- REQUEST
Check every line of the material below for the string "this", and return the ones that have it.

- DATASET CONTENT
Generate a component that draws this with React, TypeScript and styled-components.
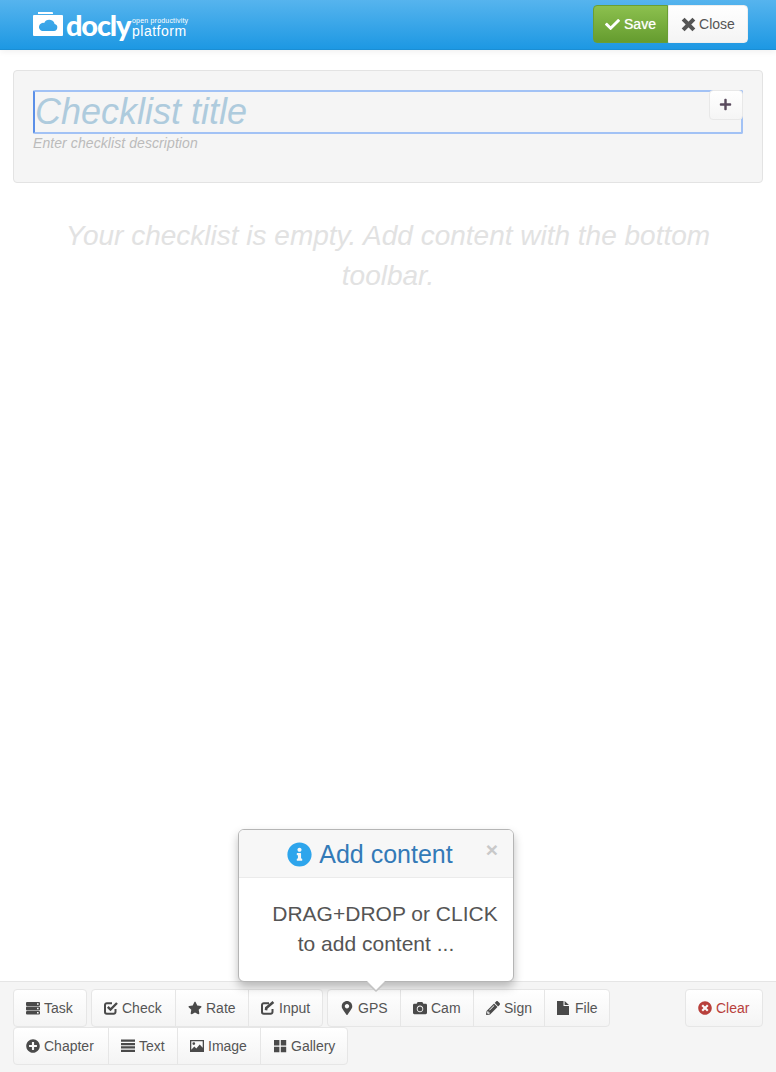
import styled, { createGlobalStyle } from "styled-components";
import type { ReactNode } from "react";
import {
  FaCamera,
  FaCheck,
  FaInfoCircle,
  FaMapMarkerAlt,
  FaPencilAlt,
  FaPlus,
  FaPlusCircle,
  FaStar,
  FaTimesCircle,
} from "react-icons/fa";

const GlobalStyle = createGlobalStyle`
  html, body {
    margin: 0;
    padding: 0;
    background: #fff;
    font-family: "Liberation Sans", Arial, sans-serif;
    font-size: 14px;
    color: #555;
  }
  * { box-sizing: border-box; }
`;

const Page = styled.div`
  display: flex;
  flex-direction: column;
  width: 776px;
  height: 1072px;
  overflow: hidden;
`;

const Header = styled.header`
  flex: none;
  display: flex;
  align-items: flex-start;
  justify-content: space-between;
  height: 50px;
  padding: 5px 28px 0 33px;
  background: linear-gradient(to bottom, #56b4ee, #1d98e3);
  border-bottom: 1px solid #1b8ed4;
  box-shadow: 0 2px 6px rgba(0, 0, 0, 0.06);
`;

const Logo = styled.div`
  display: flex;
  align-items: flex-start;
  color: #fff;
  padding-top: 6px;
`;

const LogoMark = styled.svg`
  flex: none;
  width: 30px;
  height: 24px;
  margin-top: 1px;
`;

const LogoWord = styled.span`
  font-family: "Lato", sans-serif;
  font-weight: 900;
  font-size: 29px;
  line-height: 28px;
  letter-spacing: -1.2px;
  margin-left: 3px;
  width: 66px;
`;

const LogoTag = styled.div`
  display: flex;
  flex-direction: column;
  margin-top: 6px;
  white-space: nowrap;
`;

const TagSmall = styled.span`
  font-size: 7px;
  line-height: 7px;
  letter-spacing: 0.2px;
`;

const TagLarge = styled.span`
  font-size: 14px;
  line-height: 14px;
  letter-spacing: 0.5px;
`;

const HeaderActions = styled.div`
  display: flex;
`;

const HeaderButton = styled.button<{ $primary?: boolean }>`
  display: flex;
  align-items: center;
  justify-content: center;
  gap: ${(p) => (p.$primary ? "4px" : "3px")};
  height: 38px;
  width: ${(p) => (p.$primary ? "75px" : "80px")};
  padding: 0;
  font: 14px "Liberation Sans", Arial, sans-serif;
  color: ${(p) => (p.$primary ? "#fff" : "#555")};
  text-shadow: ${(p) => (p.$primary ? "0 0 1px rgba(255, 255, 255, 0.7)" : "none")};
  background: ${(p) =>
    p.$primary
      ? "linear-gradient(to bottom, #8cc04e, #659c2f)"
      : "linear-gradient(to bottom, #fff, #f4f4f4)"};
  border: 1px solid ${(p) => (p.$primary ? "#6a9e35" : "#eee")};
  border-radius: ${(p) => (p.$primary ? "4px 0 0 4px" : "0 4px 4px 0")};
  svg {
    width: 15px;
    height: 15px;
    flex: none;
  }
`;

const Main = styled.main`
  flex: 1;
  padding: 20px 13px 0;
`;

const TitlePanel = styled.section`
  height: 113px;
  padding: 19px;
  background: #f5f5f5;
  border: 1px solid #e3e3e3;
  border-radius: 4px;
`;

const TitleBox = styled.div`
  position: relative;
  height: 44px;
  border: 2px solid #a2c2f5;
  border-left-color: #5b8fe8;
  border-radius: 2px;
`;

const TitleText = styled.div`
  font-style: italic;
  font-size: 36px;
  line-height: 40px;
  color: #aecbdd;
`;

const PlusButton = styled.button`
  position: absolute;
  top: -2px;
  right: -2px;
  display: flex;
  align-items: center;
  justify-content: center;
  width: 34px;
  height: 30px;
  padding: 0 1px 1px 0;
  font-size: 13px;
  color: #5a4b5e;
  background: linear-gradient(to bottom, #fff, #f5f5f5);
  border: 1px solid #e8e8e8;
  border-radius: 4px;
`;

const Description = styled.div`
  margin-top: -1px;
  font-style: italic;
  font-size: 14px;
  line-height: 20px;
  letter-spacing: 0.08px;
  color: #bbb;
`;

const EmptyNote = styled.p`
  margin: 33px auto 0;
  width: 680px;
  font-style: italic;
  font-size: 28px;
  line-height: 40px;
  text-align: center;
  color: #e2e2e2;
`;

const Toolbar = styled.footer`
  position: relative;
  flex: none;
  display: flex;
  justify-content: space-between;
  align-items: flex-start;
  height: 91px;
  padding: 7px 13px 0;
  background: #f5f5f5;
  border-top: 1px solid #e5e5e5;
`;

const ToolRows = styled.div`
  display: flex;
  flex-direction: column;
`;

const ToolRow = styled.div`
  display: flex;
  gap: 4px;
`;

const ToolGroup = styled.div`
  display: flex;
  & > button + button {
    margin-left: -1px;
    border-top-left-radius: 0;
    border-bottom-left-radius: 0;
  }
  & > button:not(:last-child) {
    border-top-right-radius: 0;
    border-bottom-right-radius: 0;
  }
`;

const ToolButton = styled.button<{ $danger?: boolean; $width: number }>`
  display: flex;
  align-items: center;
  gap: 4px;
  width: ${(p) => p.$width}px;
  height: 38px;
  padding: 0 0 0 12px;
  font: 14px "Liberation Sans", Arial, sans-serif;
  color: ${(p) => (p.$danger ? "#b8403c" : "#555")};
  background: linear-gradient(to bottom, #fff, #f4f4f4);
  border: 1px solid #e6e6e6;
  border-radius: 4px;
  white-space: nowrap;
  svg {
    flex: none;
    width: 14px;
    height: 14px;
    color: ${(p) => (p.$danger ? "#b8403c" : "#4a4a4a")};
  }
`;

const Popover = styled.aside`
  position: absolute;
  left: 238px;
  bottom: 90px;
  width: 276px;
  height: 153px;
  background: #fff;
  border: 1px solid #b5b5b5;
  border-radius: 6px;
  box-shadow: 0 5px 10px rgba(0, 0, 0, 0.25);
  &::before {
    content: "";
    position: absolute;
    left: 126px;
    bottom: -11px;
    border-style: solid;
    border-width: 10px 11px 0;
    border-color: #c4c4c4 transparent transparent;
  }
  &::after {
    content: "";
    position: absolute;
    left: 127px;
    bottom: -9px;
    border-style: solid;
    border-width: 10px 10px 0;
    border-color: #fff transparent transparent;
  }
`;

const PopoverHead = styled.div`
  position: relative;
  display: flex;
  align-items: center;
  justify-content: center;
  gap: 7px;
  height: 48px;
  padding: 2px 12px 0 0;
  background: #f7f7f7;
  border-bottom: 1px solid #ebebeb;
  border-radius: 5px 5px 0 0;
  font-size: 25px;
  color: #337ab7;
  svg {
    font-size: 25px;
    color: #2ea5ec;
  }
`;

const PopoverClose = styled.span`
  position: absolute;
  top: 8px;
  right: 15px;
  font-weight: bold;
  font-size: 21px;
  line-height: 24px;
  color: #c9c9c9;
`;

const PopoverBody = styled.div`
  padding: 21px 15px 0 33px;
  font-size: 21px;
  line-height: 30px;
  color: #555;
  text-align: center;
  white-space: nowrap;
`;

const BodyTail = styled.span`
  padding-right: 18px;
`;

function TaskIcon() {
  return (
    <svg viewBox="0 0 14 14" fill="currentColor" fillRule="evenodd">
      <path d="M1 1h12a1 1 0 0 1 1 1v2a1 1 0 0 1-1 1H1a1 1 0 0 1-1-1V2a1 1 0 0 1 1-1zm10 1.2v1.6h1.6V2.2zM1 5.6h12a1 1 0 0 1 1 1v1.8a1 1 0 0 1-1 1H1a1 1 0 0 1-1-1V6.6a1 1 0 0 1 1-1zm10 1.1v1.6h1.6V6.7zM1 10h12a1 1 0 0 1 1 1v1.6a1 1 0 0 1-1 1H1a1 1 0 0 1-1-1V11a1 1 0 0 1 1-1zm10 1v1.6h1.6V11z" />
    </svg>
  );
}

function CheckIcon() {
  return (
    <svg viewBox="0 0 14 14" fill="none" stroke="currentColor">
      <path strokeWidth="2" d="M11.5 8v3a1.8 1.8 0 0 1-1.8 1.8H2.8A1.8 1.8 0 0 1 1 11V4a1.8 1.8 0 0 1 1.8-1.8H8" />
      <path strokeWidth="2.4" d="M3.8 5.8l2.7 2.8L13 2" />
    </svg>
  );
}

function EditIcon() {
  return (
    <svg viewBox="0 0 14 14" fill="none" stroke="currentColor">
      <path strokeWidth="2" d="M11.5 8v3a1.8 1.8 0 0 1-1.8 1.8H2.8A1.8 1.8 0 0 1 1 11V4a1.8 1.8 0 0 1 1.8-1.8H8" />
      <path strokeWidth="2.6" d="M5 9.2l.3-2.2L12.4 1" />
    </svg>
  );
}

function FileIcon() {
  return (
    <svg viewBox="0 0 14 14" fill="currentColor">
      <path d="M0 0h6.5v5H12v9H0zM7.6 0L12 4H7.6z" />
    </svg>
  );
}

function LinesIcon() {
  return (
    <svg viewBox="0 0 14 14" fill="currentColor">
      <path d="M0 .5h14v2.3H0zM0 3.9h14v2.3H0zM0 7.3h14v2.3H0zM0 10.7h14V13H0z" />
    </svg>
  );
}

function PictureIcon() {
  return (
    <svg viewBox="0 0 14 14" fill="currentColor" fillRule="evenodd">
      <path d="M0 1h14v12H0zM1.3 2.3v8.4l3-3.2 2 1.9 3.4-3.9 3 3.2V2.3zM3.8 3.2a1.4 1.4 0 1 1 0 2.8 1.4 1.4 0 0 1 0-2.8z" />
    </svg>
  );
}

function GridIcon() {
  return (
    <svg viewBox="0 0 14 14" fill="currentColor">
      <path d="M1 1h5.4v5.4H1zM7.8 1h5.4v5.4H7.8zM1 7.8h5.4v5.4H1zM7.8 7.8h5.4v5.4H7.8z" />
    </svg>
  );
}

function CrossIcon() {
  return (
    <svg viewBox="0 0 14 14" fill="none" stroke="currentColor" strokeWidth="3.8">
      <path d="M2 2l10 10M12 2L2 12" />
    </svg>
  );
}

function Tool({
  icon,
  label,
  width,
  danger,
}: {
  icon: ReactNode;
  label: string;
  width: number;
  danger?: boolean;
}) {
  return (
    <ToolButton $danger={danger} $width={width}>
      {icon}
      {label}
    </ToolButton>
  );
}

export default function App() {
  return (
    <Page>
      <GlobalStyle />
      <Header>
        <Logo>
          <LogoMark viewBox="0 0 30 24">
            <path
              fill="#fff"
              fillRule="evenodd"
              d="M5 0h14a1 1 0 0 1 1 1v1H5zM1 3h28a1 1 0 0 1 1 1v19a1 1 0 0 1-1 1H1a1 1 0 0 1-1-1V4a1 1 0 0 1 1-1zM9 19h12a3.5 3.5 0 0 0 .6-6.9A5.5 5.5 0 0 0 11.2 11 4 4 0 0 0 9 19z"
            />
          </LogoMark>
          <LogoWord>docly</LogoWord>
          <LogoTag>
            <TagSmall>open productivity</TagSmall>
            <TagLarge>platform</TagLarge>
          </LogoTag>
        </Logo>
        <HeaderActions>
          <HeaderButton $primary>
            <FaCheck />
            Save
          </HeaderButton>
          <HeaderButton>
            <CrossIcon />
            Close
          </HeaderButton>
        </HeaderActions>
      </Header>

      <Main>
        <TitlePanel>
          <TitleBox>
            <TitleText>Checklist title</TitleText>
            <PlusButton>
              <FaPlus />
            </PlusButton>
          </TitleBox>
          <Description>Enter checklist description</Description>
        </TitlePanel>
        <EmptyNote>Your checklist is empty. Add content with the bottom toolbar.</EmptyNote>
      </Main>

      <Toolbar>
        <Popover>
          <PopoverHead>
            <FaInfoCircle />
            Add content
            <PopoverClose>×</PopoverClose>
          </PopoverHead>
          <PopoverBody>
            DRAG+DROP or CLICK
            <br />
            <BodyTail>to add content ...</BodyTail>
          </PopoverBody>
        </Popover>
        <ToolRows>
          <ToolRow>
            <ToolGroup>
              <Tool icon={<TaskIcon />} label="Task" width={74} />
            </ToolGroup>
            <ToolGroup>
              <Tool icon={<CheckIcon />} label="Check" width={85} />
              <Tool icon={<FaStar />} label="Rate" width={74} />
              <Tool icon={<EditIcon />} label="Input" width={75} />
            </ToolGroup>
            <ToolGroup>
              <Tool icon={<FaMapMarkerAlt />} label="GPS" width={74} />
              <Tool icon={<FaCamera />} label="Cam" width={74} />
              <Tool icon={<FaPencilAlt />} label="Sign" width={72} />
              <Tool icon={<FileIcon />} label="File" width={66} />
            </ToolGroup>
          </ToolRow>
          <ToolRow>
            <ToolGroup>
              <Tool icon={<FaPlusCircle />} label="Chapter" width={96} />
              <Tool icon={<LinesIcon />} label="Text" width={70} />
              <Tool icon={<PictureIcon />} label="Image" width={84} />
              <Tool icon={<GridIcon />} label="Gallery" width={88} />
            </ToolGroup>
          </ToolRow>
        </ToolRows>
        <Tool danger icon={<FaTimesCircle />} label="Clear" width={78} />
      </Toolbar>
    </Page>
  );
}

- TASK OUTPUT
Generate a component that draws this with React, TypeScript and styled-components.

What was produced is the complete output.